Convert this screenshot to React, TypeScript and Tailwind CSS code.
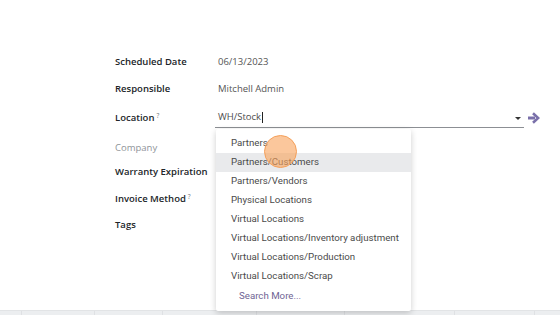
import React from "react";

const items = [
  "Partners",
  "Partners/Customers",
  "Partners/Vendors",
  "Physical Locations",
  "Virtual Locations",
  "Virtual Locations/Inventory adjustment",
  "Virtual Locations/Production",
  "Virtual Locations/Scrap",
];

function Row({ label, value, help, muted, className, children }: { label: string; value?: string; help?: boolean; muted?: boolean; className?: string; children?: React.ReactNode }) {
  return (
    <div className={`flex items-center h-[20px] ${className ?? ""}`}>
      <div className={`w-[103px] shrink-0 whitespace-nowrap text-[9.5px] ${muted ? "text-[#8f9499] font-medium" : "font-semibold text-[#212529]"}`}>
        {label}
        {help && <sup className="ml-[2px] text-[6.5px] text-[#6c757d] font-normal">?</sup>}
      </div>
      {children ?? <div className="text-[9.5px] text-[#555] whitespace-nowrap">{value}</div>}
    </div>
  );
}

export default function App() {
  return (
    <div className="w-[560px] h-[315px] bg-white flex flex-col overflow-hidden font-['Open_Sans',sans-serif]">
      <div className="flex-1 pl-[115px] pt-[52px]">
        <Row label="Scheduled Date" value="06/13/2023" />
        <Row label="Responsible" value="Mitchell Admin" className="mt-[7px]" />
        <Row label="Location" help className="mt-[9px]">
          <div className="relative">
            <div className="flex items-center w-[309px] h-[20px] border-b border-[#8c8f94] -ml-[3px] pl-[3px]">
              <span className="text-[9.5px] text-[#4c4c4c]">WH/Stock</span>
              <span className="w-px h-[11px] bg-[#222] ml-[1px]" />
              <span className="ml-auto mr-[3px] mt-[1px] border-x-[3px] border-x-transparent border-t-[3px] border-t-[#333]" />
            </div>
            <svg className="absolute left-[309px] top-[4px]" width="13" height="12" viewBox="0 0 13 12">
              <path d="M1 6h7" stroke="#7a70aa" strokeWidth="3" fill="none" />
              <path d="M6 1.2 11.2 6 6 10.8" stroke="#7a70aa" strokeWidth="2.6" fill="none" />
            </svg>
            <div className="absolute left-[-2px] top-[21px] w-[195px] z-10 bg-white rounded-[2px] shadow-[0_2px_6px_rgba(0,0,0,0.2)] pt-[5px] pb-[5px] font-['Roboto',sans-serif]">
              {items.map((it, i) => (
                <div key={it} className={`h-[19px] flex items-center pl-[15px] whitespace-nowrap text-[9.7px] text-[#4a4a4a] ${i === 1 ? "bg-[#e9eaec]" : ""}`}>
                  {it}
                </div>
              ))}
              <div className="h-[20px] flex items-center pl-[23px] text-[9.7px] text-[#6f6494]">Search More...</div>
              <div className="absolute left-[48px] top-[6px] w-[33px] h-[33px] rounded-full bg-[#f9a25a]/60 border border-[#f5a05a]" />
            </div>
          </div>
        </Row>
        <Row label="Company" muted className="mt-[10px]" />
        <Row label="Warranty Expiration" className="mt-[4px]" />
        <Row label="Invoice Method" help className="mt-[7px]" />
        <Row label="Tags" className="mt-[6px]" />
      </div>
      <div className="h-[5px] bg-[#eceef0] border-t border-[#e2e4e6] flex">
        {[22, 73, 68, 94, 88, 110, 80].map((w, i) => (
          <div key={i} style={{ width: w }} className="h-full border-r border-[#dfe1e4]" />
        ))}
      </div>
    </div>
  );
}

_DIRECTIONS_
In your copy, leave out the pictures and reproduce the material above exactly.

_COMPLETE RESPONSE_
Convert this screenshot to React, TypeScript and Tailwind CSS code.
import React from "react";

const items = [
  "Partners",
  "Partners/Customers",
  "Partners/Vendors",
  "Physical Locations",
  "Virtual Locations",
  "Virtual Locations/Inventory adjustment",
  "Virtual Locations/Production",
  "Virtual Locations/Scrap",
];

function Row({ label, value, help, muted, className, children }: { label: string; value?: string; help?: boolean; muted?: boolean; className?: string; children?: React.ReactNode }) {
  return (
    <div className={`flex items-center h-[20px] ${className ?? ""}`}>
      <div className={`w-[103px] shrink-0 whitespace-nowrap text-[9.5px] ${muted ? "text-[#8f9499] font-medium" : "font-semibold text-[#212529]"}`}>
        {label}
        {help && <sup className="ml-[2px] text-[6.5px] text-[#6c757d] font-normal">?</sup>}
      </div>
      {children ?? <div className="text-[9.5px] text-[#555] whitespace-nowrap">{value}</div>}
    </div>
  );
}

export default function App() {
  return (
    <div className="w-[560px] h-[315px] bg-white flex flex-col overflow-hidden font-['Open_Sans',sans-serif]">
      <div className="flex-1 pl-[115px] pt-[52px]">
        <Row label="Scheduled Date" value="06/13/2023" />
        <Row label="Responsible" value="Mitchell Admin" className="mt-[7px]" />
        <Row label="Location" help className="mt-[9px]">
          <div className="relative">
            <div className="flex items-center w-[309px] h-[20px] border-b border-[#8c8f94] -ml-[3px] pl-[3px]">
              <span className="text-[9.5px] text-[#4c4c4c]">WH/Stock</span>
              <span className="w-px h-[11px] bg-[#222] ml-[1px]" />
              <span className="ml-auto mr-[3px] mt-[1px] border-x-[3px] border-x-transparent border-t-[3px] border-t-[#333]" />
            </div>
            <svg className="absolute left-[309px] top-[4px]" width="13" height="12" viewBox="0 0 13 12">
              <path d="M1 6h7" stroke="#7a70aa" strokeWidth="3" fill="none" />
              <path d="M6 1.2 11.2 6 6 10.8" stroke="#7a70aa" strokeWidth="2.6" fill="none" />
            </svg>
            <div className="absolute left-[-2px] top-[21px] w-[195px] z-10 bg-white rounded-[2px] shadow-[0_2px_6px_rgba(0,0,0,0.2)] pt-[5px] pb-[5px] font-['Roboto',sans-serif]">
              {items.map((it, i) => (
                <div key={it} className={`h-[19px] flex items-center pl-[15px] whitespace-nowrap text-[9.7px] text-[#4a4a4a] ${i === 1 ? "bg-[#e9eaec]" : ""}`}>
                  {it}
                </div>
              ))}
              <div className="h-[20px] flex items-center pl-[23px] text-[9.7px] text-[#6f6494]">Search More...</div>
              <div className="absolute left-[48px] top-[6px] w-[33px] h-[33px] rounded-full bg-[#f9a25a]/60 border border-[#f5a05a]" />
            </div>
          </div>
        </Row>
        <Row label="Company" muted className="mt-[10px]" />
        <Row label="Warranty Expiration" className="mt-[4px]" />
        <Row label="Invoice Method" help className="mt-[7px]" />
        <Row label="Tags" className="mt-[6px]" />
      </div>
      <div className="h-[5px] bg-[#eceef0] border-t border-[#e2e4e6] flex">
        {[22, 73, 68, 94, 88, 110, 80].map((w, i) => (
          <div key={i} style={{ width: w }} className="h-full border-r border-[#dfe1e4]" />
        ))}
      </div>
    </div>
  );
}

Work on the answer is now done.